I'm tasked with finding the recurrence relation for it's time complexity and I know the answer is T(n) = T(n-1) + O(1), which I don't understand because I think it should be T(n) = T(n-1) + O(n). My reasoning is that I multiply each recursive call with x which happens n times so that's O(n) right?

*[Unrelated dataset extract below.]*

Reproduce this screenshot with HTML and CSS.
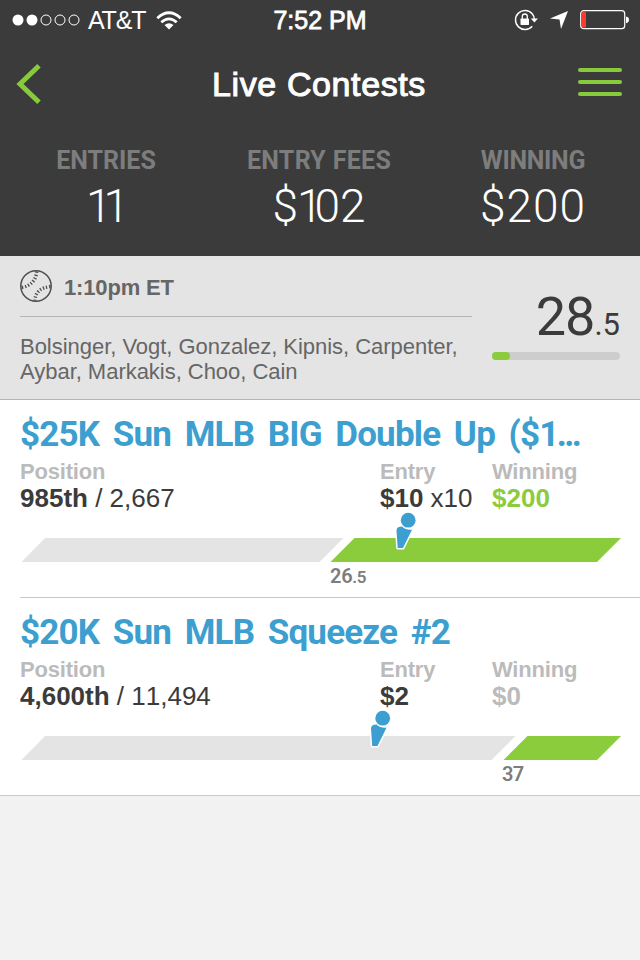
FILE: index.html
```html
<!DOCTYPE html>
<html lang="en">
<head>
<meta charset="utf-8">
<title>Live Contests</title>
<link rel="stylesheet" href="styles.css">
</head>
<body>
<header class="header">
  <div class="status">
    <div class="status-left">
      <svg class="signal" width="68" height="14" viewBox="0 0 68 14" fill="none" stroke="#fff"><circle cx="6" cy="7" r="5.5" fill="#fff" stroke="none"/><circle cx="20" cy="7" r="5.5" fill="#fff" stroke="none"/><circle cx="34" cy="7" r="5"/><circle cx="48" cy="7" r="5"/><circle cx="62" cy="7" r="5"/></svg>
      <span class="carrier">AT&amp;T</span>
      <svg class="wifi" width="26" height="19" viewBox="0 0 26 19" fill="none" stroke="#fff" stroke-width="2.8"><path d="M1.3 7.2Q13-3.600 24.700 7.200M5.300 11.300Q13 4.500 20.700 11.300"/><path d="M8.500 14Q13 10.400 17.500 14L13 18.500Z" fill="#fff" stroke="none"/></svg>
    </div>
    <span class="clock">7:52 PM</span>
    <div class="status-right">
      <svg width="24" height="22" viewBox="0 0 24 22"><path d="M18.200 4.800A9.500 9.500 0 1 0 18.200 17.200M18.200 4.800A9.500 9.500 0 0 1 20.300 10" fill="none" stroke="#fff" stroke-width="1.400"/><path d="M16.800 9.500H24L20.400 13.500Z" fill="#fff"/><rect x="6.500" y="9.500" width="8.500" height="6.500" rx=".7" fill="#fff"/><path d="M8.300 10V7.500a2.500 2.500 0 0 1 5 0V10" fill="none" stroke="#fff" stroke-width="1.300"/></svg>
      <svg class="arrow" width="18" height="18" viewBox="0 0 18 18"><path d="M18 0L11 18L9.500 8.500L0 7.500Z" fill="#fff"/></svg>
      <svg class="battery" width="50" height="20" viewBox="0 0 50 20"><rect x=".7" y=".7" width="44" height="18" rx="3" fill="none" stroke="#fff" stroke-width="1.200"/><rect x="2" y="2" width="4" height="15.500" rx="1" fill="#ff3b30"/><path d="M46 6.500Q49 7 49 9.800Q49 12.500 46 13.200Z" fill="#fff"/></svg>
    </div>
  </div>
  <nav class="nav">
    <svg class="back" width="26" height="40" viewBox="0 0 26 40" fill="none" stroke="#87ca3b" stroke-width="5"><path d="M23 1.800L4 20L23 38.200"/></svg>
    <h1 class="nav-title">Live Contests</h1>
    <div class="menu"><i></i><i></i><i></i></div>
  </nav>
  <div class="stats">
    <div class="stat"><span class="stat-label">ENTRIES</span><span class="stat-value entries"><span class="one">1</span>1</span></div>
    <div class="stat"><span class="stat-label fees">ENTRY FEES</span><span class="stat-value"><span class="dollar">$</span><span class="one">1</span>02</span></div>
    <div class="stat"><span class="stat-label win">WINNING</span><span class="stat-value wide">$200</span></div>
  </div>
</header>
<section class="lineup">
  <div class="lineup-info">
    <div class="game">
      <svg width="32" height="32" viewBox="0 0 32 32" fill="none" stroke="#4d4d4d"><circle cx="16" cy="16" r="15.200" stroke-width="1.500"/><path d="M16.700 1.500C16 9 12 16 1.500 17.500" stroke-width="3.400" stroke-dasharray="1.300 1.900"/><path d="M30.500 16.500C20 18 15.500 22 14.800 30.500" stroke-width="3.400" stroke-dasharray="1.300 1.900"/></svg>
      <span class="game-time">1:10pm ET</span>
    </div>
    <p class="players">Bolsinger, Vogt, Gonzalez, Kipnis, Carpenter,<br>Aybar, Markakis, Choo, Cain</p>
  </div>
  <div class="score">
    <div class="points"><span class="whole">28</span><span class="decimal">.5</span></div>
    <div class="meter"><div class="meter-fill"></div></div>
  </div>
</section>
<main>
  <article class="contest">
    <h2 class="title">$25K Sun MLB BIG Double Up ($<span class="dots">1...</span></h2>
    <div class="facts">
      <div><div class="label">Position</div><div class="value"><b>985th</b> / 2,667</div></div>
      <div><div class="label">Entry</div><div class="value"><b>$10</b> x10</div></div>
      <div><div class="label">Winning</div><div class="value won"><b>$200</b></div></div>
    </div>
    <div class="track">
      <svg width="600" height="50" viewBox="0 0 600 50"><path d="M25 26H323.500L299.500 50H1.500Z" fill="#e4e4e4"/><path d="M334.500 26H601L577 50H310.500Z" fill="#8bcc3d"/><g transform="translate(374 0)"><path d="M2.500 18.500Q2.500 14.500 8 14.500Q12 18.300 18 17.700L9 36H3.700Z" fill="#3c9fd0" stroke="#fff" stroke-width="3" stroke-linejoin="round" paint-order="stroke"/><circle cx="14.200" cy="8.200" r="7.400" fill="#3c9fd0"/></g></svg>
    </div>
    <div class="mark m1">26<small>.5</small></div>
  </article>
  <article class="contest">
    <h2 class="title">$20K Sun MLB Squeeze #2</h2>
    <div class="facts">
      <div><div class="label">Position</div><div class="value"><b>4,600th</b> / 11,494</div></div>
      <div><div class="label">Entry</div><div class="value"><b>$2</b></div></div>
      <div><div class="label">Winning</div><div class="value none"><b>$0</b></div></div>
    </div>
    <div class="track">
      <svg width="600" height="50" viewBox="0 0 600 50"><path d="M25 26H495.500L471.500 50H1.500Z" fill="#e4e4e4"/><path d="M507.500 26H601L577 50H483.500Z" fill="#8bcc3d"/><g transform="translate(348.500 0)"><path d="M2.500 18.500Q2.500 14.500 8 14.500Q12 18.300 18 17.700L9 36H3.700Z" fill="#3c9fd0" stroke="#fff" stroke-width="3" stroke-linejoin="round" paint-order="stroke"/><circle cx="14.200" cy="8.200" r="7.400" fill="#3c9fd0"/></g></svg>
    </div>
    <div class="mark m2">37</div>
  </article>
</main>
</body>
</html>
```
FILE: styles.css
```css
* { box-sizing: border-box; }
body { margin: 0; width: 640px; height: 960px; background: #f2f2f2; font-family: "Liberation Sans", Arial, sans-serif; color: #3b3b3b; overflow: hidden; }
svg { display: block; flex: none; overflow: visible; }
.header { height: 256px; background: #3b3b3b; color: #fff; }
.status { height: 40px; display: grid; grid-template-columns: 1fr auto 1fr; align-items: center; font-size: 25px; line-height: 40px; }
.status-left { display: flex; align-items: center; padding-left: 12px; }
.carrier { margin-left: 8px; letter-spacing: -1.2px; }
.wifi { margin-left: 11px; }
.clock { -webkit-text-stroke: .8px #fff; }
.status-right { display: flex; align-items: center; justify-content: flex-end; padding-right: 10px; }
.arrow { margin-left: 12px; }
.battery { margin-left: 12px; }
.nav { height: 88px; display: grid; grid-template-columns: 1fr auto 1fr; align-items: center; padding: 0 18px 0 16px; }
.nav-title { margin: 0; font-size: 34px; font-weight: 400; -webkit-text-stroke: 1px #fff; line-height: 40px; letter-spacing: .6px; }
.menu { justify-self: end; width: 44px; display: flex; flex-direction: column; gap: 8px; margin-bottom: 4px; }
.menu i { height: 4px; border-radius: 2px; background: #87ca3b; }
.stats { display: grid; grid-template-columns: 212px 214px 214px; font-family: Roboto, sans-serif; text-align: center; padding-top: 19px; }
.stat { display: flex; flex-direction: column; align-items: center; }
.stat-label { font-size: 25px; line-height: 28px; font-weight: 700; color: #7d7d7d; }
.fees { letter-spacing: .3px; }
.win { letter-spacing: -.3px; }
.stat-value { font-size: 46px; line-height: 62px; font-weight: 300; }
.one { letter-spacing: -8px; }
.entries { padding-left: 3px; }
.dollar { letter-spacing: -1px; }
.wide { letter-spacing: 1px; }
.lineup { height: 144px; display: flex; justify-content: space-between; background: #e4e4e4; border-bottom: 1px solid #b4b4b4; padding: 0 20px; color: #666; }
.lineup-info { width: 452px; }
.game { height: 61px; display: flex; align-items: center; gap: 12px; border-bottom: 1px solid #b4b4b4; }
.game-time { font-size: 22px; line-height: 24px; font-weight: 700; padding-top: 3px; letter-spacing: -.15px; }
.players { margin: 17px 0 0; font-size: 22px; line-height: 25px; letter-spacing: -.03px; white-space: nowrap; }
.score { width: 128px; padding-top: 29px; }
.points { height: 64px; display: flex; justify-content: flex-end; align-items: baseline; font-family: Roboto, sans-serif; color: #3b3b3b; line-height: 64px; }
.whole { font-size: 54px; letter-spacing: -1px; }
.decimal { font-size: 31px; }
.meter { margin-top: 3px; height: 8px; border-radius: 4px; background: #cdcdcd; }
.meter-fill { width: 18px; height: 8px; border-radius: 4px; background: #8bcc3d; }
.contest { height: 198px; background: #fff; padding: 14px 20px 0; }
.contest:first-child { background: linear-gradient(#c8c8c8, #c8c8c8) 20px 100% / 100% 1px no-repeat #fff; }
.contest:last-child { border-bottom: 1px solid #c8c8c8; }
.title { margin: 0; height: 45px; line-height: 42px; font-family: Roboto, sans-serif; font-size: 35px; font-weight: 700; color: #3c9fd0; white-space: nowrap; letter-spacing: -.8px; word-spacing: 5.6px; }
.dots { letter-spacing: -2.6px; }
.facts { display: grid; grid-template-columns: 360px 112px 1fr; }
.label { font-size: 22px; line-height: 26px; font-weight: 700; color: #bbb; letter-spacing: -.2px; }
.value { font-size: 26px; line-height: 27px; white-space: nowrap; font-kerning: none; }
.won { color: #8bcc3d; }
.none { color: #bbb; }
.mark { font-family: Roboto, sans-serif; font-weight: 600; font-size: 20px; line-height: 28px; color: #7d7d7d; }
.mark small { font-size: 17px; }
.m1 { padding-left: 310px; letter-spacing: -.3px; }
.m2 { padding-left: 482px; letter-spacing: -.8px; }
```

*edit: I think I understand my mistake. T(n) = T(n-1) + O(1) is only for that specific call so it's clearly O(1) and solving the recurrence leads to n*T(n-1) + (n-1)O(1) so the (n-1)O(1) is ignored since it's less than n*T(n-1). So we get order of growth = O(n).

Was it helpful?

Solution

You don't need to consider every multiplication. Recurrence relations are about how the call for one number relates to the same call for a different number. In this case, calculating pow(x,n) requires that you already know pow(x,n-1) - that's the T(n) = T(n-1) part. Now, what do you additionally need to do to calculate pow(x,n), given that you already have pow(x,n-1)? That's only a single multiplication - x*pow(x,n-1) - which is O(1), so the total recurrence relation is T(n) = T(n-1) + O(1). All the other multiplications are already accounted for in T(n-1)...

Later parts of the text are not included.